The piece that most programmes underinvest in is that last step. Behavioural signals need context to be interpreted accurately, and that context often sits outside the security function entirely in HR, in line management, in finance. The analyst who suddenly starts accessing systems outside their normal scope at 11pm on a Tuesday might be a threat. They might also be covering for a sick colleague, or working on a project that just expanded in scope.
You need a pathway to find out which, quickly, without tipping your hand prematurely or treating someone as a suspect based on a statistical anomaly.
Detection without context is noise. The organisations that lead in insider risk management are those that build bridges between their security, HR, and legal functions treating this as a human problem that requires a technical lens, not the reverse.
The conversation nobody wants to have
Building a serious insider risk programme requires a conversation that most organisations avoid: the one about how joiners, movers, and leavers processes are genuinely broken at the access rights layer.

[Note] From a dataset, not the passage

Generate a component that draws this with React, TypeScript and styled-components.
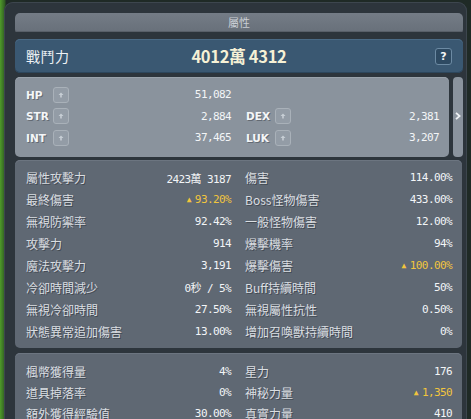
import styled, { createGlobalStyle } from 'styled-components';

const GlobalStyle = createGlobalStyle`
  html, body {
    margin: 0;
    padding: 0;
    width: 471px;
    height: 419px;
    overflow: hidden;
    background: linear-gradient(90deg, #4f9a2a 0px, #2f5a22 5px, #1f2a26 6px, #1f2a26 100%);
  }
  * { box-sizing: border-box; }
`;

interface Stat {
  label: string;
  value: string;
  up?: boolean;
}

const baseStats: [Stat | null, Stat | null][] = [
  [{ label: 'HP', value: '51,082' }, null],
  [{ label: 'STR', value: '2,884' }, { label: 'DEX', value: '2,381' }],
  [{ label: 'INT', value: '37,465' }, { label: 'LUK', value: '3,207' }],
];

const battleStats: [Stat, Stat][] = [
  [{ label: '屬性攻擊力', value: '2423萬 3187' }, { label: '傷害', value: '114.00%' }],
  [{ label: '最終傷害', value: '93.20%', up: true }, { label: 'Boss怪物傷害', value: '433.00%' }],
  [{ label: '無視防禦率', value: '92.42%' }, { label: '一般怪物傷害', value: '12.00%' }],
  [{ label: '攻擊力', value: '914' }, { label: '爆擊機率', value: '94%' }],
  [{ label: '魔法攻擊力', value: '3,191' }, { label: '爆擊傷害', value: '100.00%', up: true }],
  [{ label: '冷卻時間減少', value: '0秒 / 5%' }, { label: 'Buff持續時間', value: '50%' }],
  [{ label: '無視冷卻時間', value: '27.50%' }, { label: '無視屬性抗性', value: '0.50%' }],
  [{ label: '狀態異常追加傷害', value: '13.00%' }, { label: '增加召喚獸持續時間', value: '0%' }],
];

const extraStats: [Stat, Stat][] = [
  [{ label: '楓幣獲得量', value: '4%' }, { label: '星力', value: '176' }],
  [{ label: '道具掉落率', value: '0%' }, { label: '神秘力量', value: '1,350', up: true }],
  [{ label: '額外獲得經驗值', value: '30.00%' }, { label: '真實力量', value: '410' }],
];

const UpArrowButton = () => (
  <UpButton>
    <svg width="6" height="6" viewBox="0 0 6 6">
      <path d="M3 0.5 L5.5 3 L3.8 3 L3.8 5.5 L2.2 5.5 L2.2 3 L0.5 3 Z" fill="#c7ced5" />
    </svg>
  </UpButton>
);

const StatCell = ({ stat }: { stat: Stat }) => (
  <Cell>
    <Label>{stat.label}</Label>
    <Value $up={stat.up}>
      {stat.up && <UpMark>▲</UpMark>}
      {stat.value}
    </Value>
  </Cell>
);

const BaseCell = ({ stat, wide }: { stat: Stat | null; wide?: boolean }) => (
  <Cell>
    {stat && (
      <>
        <BaseLabel $wide={wide}>{stat.label}</BaseLabel>
        <UpArrowButton />
        <Value>{stat.value}</Value>
      </>
    )}
  </Cell>
);

export default function App() {
  return (
    <>
      <GlobalStyle />
      <Window>
        <TitleBar>屬性</TitleBar>
        <PowerBar>
          <PowerLabel>戰鬥力</PowerLabel>
          <PowerValue>4012萬 4312</PowerValue>
          <HelpButton>?</HelpButton>
        </PowerBar>
        <BaseRow>
          <BasePanel>
            {baseStats.map(([l, r], i) => (
              <BaseGridRow key={i}>
                <BaseCell stat={l} />
                <BaseCell stat={r} wide />
              </BaseGridRow>
            ))}
          </BasePanel>
          <SideTab>
            <svg width="6" height="8" viewBox="0 0 6 8">
              <path d="M1 0.8 L4.6 4 L1 7.2" stroke="#eef1f4" strokeWidth="1.8" fill="none" />
            </svg>
          </SideTab>
        </BaseRow>
        <StatPanel>
          {battleStats.map(([l, r], i) => (
            <StatRow key={i}>
              <StatCell stat={l} />
              <StatCell stat={r} />
            </StatRow>
          ))}
        </StatPanel>
        <StatPanel $extra>
          {extraStats.map(([l, r], i) => (
            <StatRow key={i} $compact>
              <StatCell stat={l} />
              <StatCell stat={r} />
            </StatRow>
          ))}
        </StatPanel>
      </Window>
    </>
  );
}

const Window = styled.div`
  margin: 2px 4px 0 4px;
  height: 440px;
  padding: 11px 4px 0 11px;
  background: #2d353c;
  border-radius: 9px 9px 0 0;
  box-shadow: inset 0 0 0 1px #3d464e;
  display: flex;
  flex-direction: column;
`;

const TitleBar = styled.div`
  height: 19px;
  margin-bottom: 7px;
  border-radius: 5px 5px 2px 2px;
  background: linear-gradient(#747c86, #68707a);
  box-shadow: inset 0 -1px 0 #596069;
  color: #c9ced4;
  font-family: 'Noto Sans CJK TC', sans-serif;
  font-size: 11px;
  line-height: 19px;
  text-align: center;
`;

const PowerBar = styled.div`
  height: 34px;
  margin-bottom: 4px;
  border-radius: 5px;
  background: #3a5872;
  box-shadow: inset 0 1px 0 #4a6a85, inset 0 -1px 0 #2c465c;
  display: flex;
  align-items: center;
  padding: 0 11px;
  position: relative;
`;

const PowerLabel = styled.div`
  color: #eef2f5;
  font-family: 'Noto Sans CJK TC', sans-serif;
  font-size: 14px;
  letter-spacing: 0.5px;
`;

const PowerValue = styled.div`
  position: absolute;
  left: 0;
  right: 0;
  text-align: center;
  color: #f6f1d6;
  font-family: 'Noto Sans CJK TC', sans-serif;
  font-weight: 700;
  font-size: 16.5px;
  letter-spacing: -0.3px;
  pointer-events: none;
`;

const HelpButton = styled.div`
  margin-left: auto;
  width: 17px;
  height: 17px;
  border-radius: 3px;
  background: #2e4a62;
  border: 1px solid #6c8aa3;
  color: #f2f4f6;
  font-family: 'DejaVu Sans', sans-serif;
  font-weight: 700;
  font-size: 11px;
  line-height: 15px;
  text-align: center;
`;

const BaseRow = styled.div`
  display: flex;
  gap: 4px;
  height: 80px;
  margin-bottom: 3px;
`;

const BasePanel = styled.div`
  width: 434px;
  border-radius: 5px;
  background: #8a939d;
  box-shadow: inset 0 1px 0 #99a2ab;
  padding: 7px 10px 0 11px;
`;

const BaseGridRow = styled.div`
  display: grid;
  grid-template-columns: 205px 193px;
  column-gap: 15px;
  height: 21.5px;
`;

const SideTab = styled.div`
  width: 10px;
  border-radius: 4px;
  background: #8a939d;
  display: flex;
  align-items: center;
  justify-content: center;
  padding-bottom: 2px;
`;

const Cell = styled.div`
  display: flex;
  align-items: center;
  min-width: 0;
`;

const BaseLabel = styled.div<{ $wide?: boolean }>`
  width: ${(p) => (p.$wide ? '29px' : '27px')};
  color: #f4f6f8;
  font-family: 'DejaVu Sans', sans-serif;
  font-weight: 700;
  font-size: 10.5px;
  text-shadow: 1px 1px 0 rgba(60, 66, 74, 0.5);
`;

const UpButton = styled.div`
  width: 16px;
  height: 16px;
  border-radius: 3px;
  background: #939ca6;
  border: 1px solid #a9b1b9;
  display: flex;
  align-items: center;
  justify-content: center;
`;

const StatPanel = styled.div<{ $extra?: boolean }>`
  width: 447px;
  border-radius: 5px;
  background: #5f6873;
  box-shadow: inset 0 1px 0 #6c7580;
  padding: ${(p) => (p.$extra ? '8px' : '7px')} 10px 6px 11px;
  margin-bottom: 5px;
  flex-shrink: 0;
`;

const StatRow = styled.div<{ $compact?: boolean }>`
  display: grid;
  grid-template-columns: 205px 207px;
  column-gap: 14px;
  height: ${(p) => (p.$compact ? '21px' : '21.9px')};
`;

const Label = styled.div`
  color: #dadee2;
  font-family: 'Noto Sans CJK TC', sans-serif;
  font-size: 12px;
  text-shadow: 1px 1px 0 rgba(30, 35, 40, 0.45);
  white-space: nowrap;
`;

const Value = styled.div<{ $up?: boolean }>`
  margin-left: auto;
  color: ${(p) => (p.$up ? '#f2c53d' : '#f3f5f7')};
  font-family: 'DejaVu Sans Mono', 'Noto Sans CJK TC', monospace;
  font-size: 11px;
  letter-spacing: -0.6px;
  white-space: nowrap;
  display: flex;
  align-items: center;
`;

const UpMark = styled.span`
  font-size: 8px;
  margin-right: 4px;
  color: #f2c53d;
`;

People accumulate permissions as they move through roles and never shed them. Contractors get provisioned for a project and remain in the directory long after the project ends. Privileged access gets granted for an emergency and never reviewed.
None of that is dramatic. It is just accumulated technical debt in the identity layer, and it is the substrate on which insider risk grows. You cannot run effective behavioural analytics against a system where nobody is confident what access rights should look like in the first place.
The organisations doing this well are not necessarily the ones with the biggest security budgets. They are the ones that treat insider risk as a cross-functional problem security, HR, legal, IT, and senior leadership sharing ownership of something that cannot be solved by any one of them alone. That is harder than buying a tool. It is also the only thing that actually works.